● Recorded data
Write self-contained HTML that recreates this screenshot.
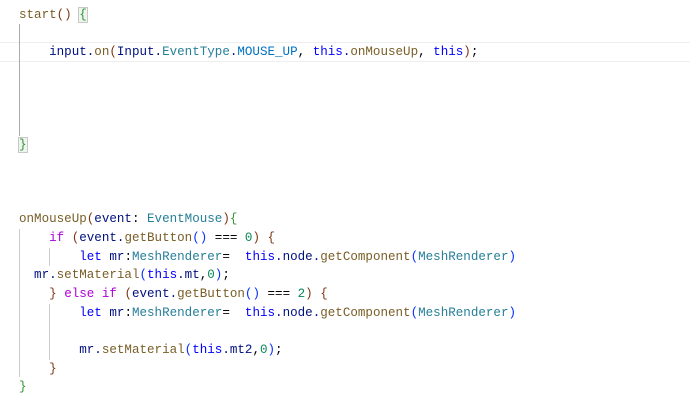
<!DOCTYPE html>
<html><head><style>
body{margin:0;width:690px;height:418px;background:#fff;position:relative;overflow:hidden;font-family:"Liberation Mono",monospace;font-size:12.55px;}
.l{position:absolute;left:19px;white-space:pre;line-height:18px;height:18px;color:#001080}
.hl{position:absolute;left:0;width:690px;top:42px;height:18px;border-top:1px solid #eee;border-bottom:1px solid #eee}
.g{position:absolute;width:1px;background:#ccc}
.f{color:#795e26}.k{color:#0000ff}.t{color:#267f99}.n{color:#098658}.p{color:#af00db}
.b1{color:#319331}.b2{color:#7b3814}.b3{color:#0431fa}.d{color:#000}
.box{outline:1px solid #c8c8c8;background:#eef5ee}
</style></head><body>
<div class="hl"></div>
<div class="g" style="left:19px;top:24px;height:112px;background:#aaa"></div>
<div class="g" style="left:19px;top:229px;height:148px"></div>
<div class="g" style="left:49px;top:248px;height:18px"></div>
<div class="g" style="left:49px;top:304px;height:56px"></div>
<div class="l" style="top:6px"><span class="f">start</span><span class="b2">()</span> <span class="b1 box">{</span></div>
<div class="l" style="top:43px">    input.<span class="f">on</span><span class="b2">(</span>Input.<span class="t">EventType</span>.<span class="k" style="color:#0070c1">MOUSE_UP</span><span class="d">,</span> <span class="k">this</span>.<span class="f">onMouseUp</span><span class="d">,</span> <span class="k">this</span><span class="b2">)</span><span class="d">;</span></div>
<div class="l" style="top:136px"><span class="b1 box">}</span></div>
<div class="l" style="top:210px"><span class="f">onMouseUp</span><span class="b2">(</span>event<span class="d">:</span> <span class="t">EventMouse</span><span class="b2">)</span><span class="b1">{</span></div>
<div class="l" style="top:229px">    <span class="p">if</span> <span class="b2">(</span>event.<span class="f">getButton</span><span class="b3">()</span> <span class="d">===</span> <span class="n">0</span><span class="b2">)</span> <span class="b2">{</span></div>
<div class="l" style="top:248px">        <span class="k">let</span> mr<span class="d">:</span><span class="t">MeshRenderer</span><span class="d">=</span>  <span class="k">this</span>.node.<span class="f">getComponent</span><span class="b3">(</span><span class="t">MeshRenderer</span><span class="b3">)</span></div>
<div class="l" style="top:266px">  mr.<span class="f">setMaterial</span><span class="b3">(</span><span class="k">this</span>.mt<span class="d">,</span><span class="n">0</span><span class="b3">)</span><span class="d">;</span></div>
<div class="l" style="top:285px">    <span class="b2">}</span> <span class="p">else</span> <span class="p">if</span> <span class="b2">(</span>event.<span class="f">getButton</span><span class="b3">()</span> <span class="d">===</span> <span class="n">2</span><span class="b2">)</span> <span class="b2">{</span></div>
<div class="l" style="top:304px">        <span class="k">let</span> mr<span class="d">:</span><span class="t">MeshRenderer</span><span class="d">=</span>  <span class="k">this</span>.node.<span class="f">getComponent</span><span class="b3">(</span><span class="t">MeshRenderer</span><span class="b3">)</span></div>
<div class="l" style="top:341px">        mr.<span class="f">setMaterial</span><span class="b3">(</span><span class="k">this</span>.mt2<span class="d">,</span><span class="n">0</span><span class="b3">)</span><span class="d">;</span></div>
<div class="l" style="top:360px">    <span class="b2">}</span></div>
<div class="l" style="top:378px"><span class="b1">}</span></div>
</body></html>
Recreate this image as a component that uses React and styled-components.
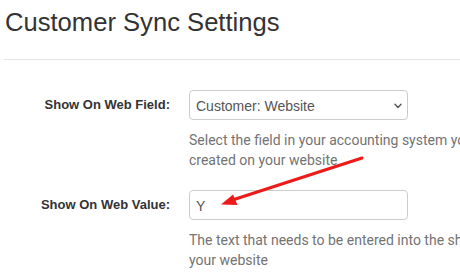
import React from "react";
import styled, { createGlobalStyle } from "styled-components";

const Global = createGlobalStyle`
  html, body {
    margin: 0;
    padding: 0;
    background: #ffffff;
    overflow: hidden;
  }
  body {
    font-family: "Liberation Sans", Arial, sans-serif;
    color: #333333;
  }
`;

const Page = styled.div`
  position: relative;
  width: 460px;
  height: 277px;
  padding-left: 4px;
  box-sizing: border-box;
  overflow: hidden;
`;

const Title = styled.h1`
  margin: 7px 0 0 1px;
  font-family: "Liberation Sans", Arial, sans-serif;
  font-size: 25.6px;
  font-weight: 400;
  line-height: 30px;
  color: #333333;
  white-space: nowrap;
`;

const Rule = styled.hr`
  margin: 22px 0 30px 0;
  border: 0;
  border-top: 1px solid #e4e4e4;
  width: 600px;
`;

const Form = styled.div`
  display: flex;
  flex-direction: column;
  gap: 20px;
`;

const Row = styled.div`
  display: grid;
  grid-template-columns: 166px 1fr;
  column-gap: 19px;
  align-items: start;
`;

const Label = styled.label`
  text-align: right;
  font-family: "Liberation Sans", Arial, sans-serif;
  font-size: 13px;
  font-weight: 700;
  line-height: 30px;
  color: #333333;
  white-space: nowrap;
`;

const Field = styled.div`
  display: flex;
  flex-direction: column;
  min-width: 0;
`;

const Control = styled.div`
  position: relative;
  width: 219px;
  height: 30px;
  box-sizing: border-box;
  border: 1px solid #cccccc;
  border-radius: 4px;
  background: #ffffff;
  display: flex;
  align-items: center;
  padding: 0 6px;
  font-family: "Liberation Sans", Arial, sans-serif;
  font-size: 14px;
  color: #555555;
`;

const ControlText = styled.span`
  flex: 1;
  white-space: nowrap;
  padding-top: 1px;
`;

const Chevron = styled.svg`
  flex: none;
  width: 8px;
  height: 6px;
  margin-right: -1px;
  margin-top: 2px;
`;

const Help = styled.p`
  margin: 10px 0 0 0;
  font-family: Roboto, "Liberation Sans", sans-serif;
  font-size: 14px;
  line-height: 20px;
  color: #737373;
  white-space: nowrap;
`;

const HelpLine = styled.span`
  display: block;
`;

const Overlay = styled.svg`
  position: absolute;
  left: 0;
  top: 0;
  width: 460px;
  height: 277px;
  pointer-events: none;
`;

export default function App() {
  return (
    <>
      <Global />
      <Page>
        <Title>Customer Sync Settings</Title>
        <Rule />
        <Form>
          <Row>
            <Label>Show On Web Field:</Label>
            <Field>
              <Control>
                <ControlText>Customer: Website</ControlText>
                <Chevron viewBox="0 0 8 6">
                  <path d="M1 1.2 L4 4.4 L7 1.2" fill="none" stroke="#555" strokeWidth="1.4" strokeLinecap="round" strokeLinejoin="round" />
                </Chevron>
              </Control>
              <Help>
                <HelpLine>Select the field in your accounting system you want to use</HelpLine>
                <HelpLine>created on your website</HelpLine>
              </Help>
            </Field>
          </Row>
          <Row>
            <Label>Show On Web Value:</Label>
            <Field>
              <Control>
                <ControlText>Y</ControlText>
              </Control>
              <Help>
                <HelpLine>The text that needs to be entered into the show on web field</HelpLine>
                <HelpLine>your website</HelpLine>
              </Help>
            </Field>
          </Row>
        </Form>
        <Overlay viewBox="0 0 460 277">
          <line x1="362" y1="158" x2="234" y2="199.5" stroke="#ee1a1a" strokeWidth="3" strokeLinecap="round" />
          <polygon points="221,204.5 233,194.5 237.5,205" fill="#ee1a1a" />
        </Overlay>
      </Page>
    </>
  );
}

● Work to complete
In the copy, include no pictures; restate the listing above exactly.

● Solution for this problem
Write self-contained HTML that recreates this screenshot.
<!DOCTYPE html>
<html><head><style>
body{margin:0;width:690px;height:418px;background:#fff;position:relative;overflow:hidden;font-family:"Liberation Mono",monospace;font-size:12.55px;}
.l{position:absolute;left:19px;white-space:pre;line-height:18px;height:18px;color:#001080}
.hl{position:absolute;left:0;width:690px;top:42px;height:18px;border-top:1px solid #eee;border-bottom:1px solid #eee}
.g{position:absolute;width:1px;background:#ccc}
.f{color:#795e26}.k{color:#0000ff}.t{color:#267f99}.n{color:#098658}.p{color:#af00db}
.b1{color:#319331}.b2{color:#7b3814}.b3{color:#0431fa}.d{color:#000}
.box{outline:1px solid #c8c8c8;background:#eef5ee}
</style></head><body>
<div class="hl"></div>
<div class="g" style="left:19px;top:24px;height:112px;background:#aaa"></div>
<div class="g" style="left:19px;top:229px;height:148px"></div>
<div class="g" style="left:49px;top:248px;height:18px"></div>
<div class="g" style="left:49px;top:304px;height:56px"></div>
<div class="l" style="top:6px"><span class="f">start</span><span class="b2">()</span> <span class="b1 box">{</span></div>
<div class="l" style="top:43px">    input.<span class="f">on</span><span class="b2">(</span>Input.<span class="t">EventType</span>.<span class="k" style="color:#0070c1">MOUSE_UP</span><span class="d">,</span> <span class="k">this</span>.<span class="f">onMouseUp</span><span class="d">,</span> <span class="k">this</span><span class="b2">)</span><span class="d">;</span></div>
<div class="l" style="top:136px"><span class="b1 box">}</span></div>
<div class="l" style="top:210px"><span class="f">onMouseUp</span><span class="b2">(</span>event<span class="d">:</span> <span class="t">EventMouse</span><span class="b2">)</span><span class="b1">{</span></div>
<div class="l" style="top:229px">    <span class="p">if</span> <span class="b2">(</span>event.<span class="f">getButton</span><span class="b3">()</span> <span class="d">===</span> <span class="n">0</span><span class="b2">)</span> <span class="b2">{</span></div>
<div class="l" style="top:248px">        <span class="k">let</span> mr<span class="d">:</span><span class="t">MeshRenderer</span><span class="d">=</span>  <span class="k">this</span>.node.<span class="f">getComponent</span><span class="b3">(</span><span class="t">MeshRenderer</span><span class="b3">)</span></div>
<div class="l" style="top:266px">  mr.<span class="f">setMaterial</span><span class="b3">(</span><span class="k">this</span>.mt<span class="d">,</span><span class="n">0</span><span class="b3">)</span><span class="d">;</span></div>
<div class="l" style="top:285px">    <span class="b2">}</span> <span class="p">else</span> <span class="p">if</span> <span class="b2">(</span>event.<span class="f">getButton</span><span class="b3">()</span> <span class="d">===</span> <span class="n">2</span><span class="b2">)</span> <span class="b2">{</span></div>
<div class="l" style="top:304px">        <span class="k">let</span> mr<span class="d">:</span><span class="t">MeshRenderer</span><span class="d">=</span>  <span class="k">this</span>.node.<span class="f">getComponent</span><span class="b3">(</span><span class="t">MeshRenderer</span><span class="b3">)</span></div>
<div class="l" style="top:341px">        mr.<span class="f">setMaterial</span><span class="b3">(</span><span class="k">this</span>.mt2<span class="d">,</span><span class="n">0</span><span class="b3">)</span><span class="d">;</span></div>
<div class="l" style="top:360px">    <span class="b2">}</span></div>
<div class="l" style="top:378px"><span class="b1">}</span></div>
</body></html>
Recreate this image as a component that uses React and styled-components.
import React from "react";
import styled, { createGlobalStyle } from "styled-components";

const Global = createGlobalStyle`
  html, body {
    margin: 0;
    padding: 0;
    background: #ffffff;
    overflow: hidden;
  }
  body {
    font-family: "Liberation Sans", Arial, sans-serif;
    color: #333333;
  }
`;

const Page = styled.div`
  position: relative;
  width: 460px;
  height: 277px;
  padding-left: 4px;
  box-sizing: border-box;
  overflow: hidden;
`;

const Title = styled.h1`
  margin: 7px 0 0 1px;
  font-family: "Liberation Sans", Arial, sans-serif;
  font-size: 25.6px;
  font-weight: 400;
  line-height: 30px;
  color: #333333;
  white-space: nowrap;
`;

const Rule = styled.hr`
  margin: 22px 0 30px 0;
  border: 0;
  border-top: 1px solid #e4e4e4;
  width: 600px;
`;

const Form = styled.div`
  display: flex;
  flex-direction: column;
  gap: 20px;
`;

const Row = styled.div`
  display: grid;
  grid-template-columns: 166px 1fr;
  column-gap: 19px;
  align-items: start;
`;

const Label = styled.label`
  text-align: right;
  font-family: "Liberation Sans", Arial, sans-serif;
  font-size: 13px;
  font-weight: 700;
  line-height: 30px;
  color: #333333;
  white-space: nowrap;
`;

const Field = styled.div`
  display: flex;
  flex-direction: column;
  min-width: 0;
`;

const Control = styled.div`
  position: relative;
  width: 219px;
  height: 30px;
  box-sizing: border-box;
  border: 1px solid #cccccc;
  border-radius: 4px;
  background: #ffffff;
  display: flex;
  align-items: center;
  padding: 0 6px;
  font-family: "Liberation Sans", Arial, sans-serif;
  font-size: 14px;
  color: #555555;
`;

const ControlText = styled.span`
  flex: 1;
  white-space: nowrap;
  padding-top: 1px;
`;

const Chevron = styled.svg`
  flex: none;
  width: 8px;
  height: 6px;
  margin-right: -1px;
  margin-top: 2px;
`;

const Help = styled.p`
  margin: 10px 0 0 0;
  font-family: Roboto, "Liberation Sans", sans-serif;
  font-size: 14px;
  line-height: 20px;
  color: #737373;
  white-space: nowrap;
`;

const HelpLine = styled.span`
  display: block;
`;

const Overlay = styled.svg`
  position: absolute;
  left: 0;
  top: 0;
  width: 460px;
  height: 277px;
  pointer-events: none;
`;

export default function App() {
  return (
    <>
      <Global />
      <Page>
        <Title>Customer Sync Settings</Title>
        <Rule />
        <Form>
          <Row>
            <Label>Show On Web Field:</Label>
            <Field>
              <Control>
                <ControlText>Customer: Website</ControlText>
                <Chevron viewBox="0 0 8 6">
                  <path d="M1 1.2 L4 4.4 L7 1.2" fill="none" stroke="#555" strokeWidth="1.4" strokeLinecap="round" strokeLinejoin="round" />
                </Chevron>
              </Control>
              <Help>
                <HelpLine>Select the field in your accounting system you want to use</HelpLine>
                <HelpLine>created on your website</HelpLine>
              </Help>
            </Field>
          </Row>
          <Row>
            <Label>Show On Web Value:</Label>
            <Field>
              <Control>
                <ControlText>Y</ControlText>
              </Control>
              <Help>
                <HelpLine>The text that needs to be entered into the show on web field</HelpLine>
                <HelpLine>your website</HelpLine>
              </Help>
            </Field>
          </Row>
        </Form>
        <Overlay viewBox="0 0 460 277">
          <line x1="362" y1="158" x2="234" y2="199.5" stroke="#ee1a1a" strokeWidth="3" strokeLinecap="round" />
          <polygon points="221,204.5 233,194.5 237.5,205" fill="#ee1a1a" />
        </Overlay>
      </Page>
    </>
  );
}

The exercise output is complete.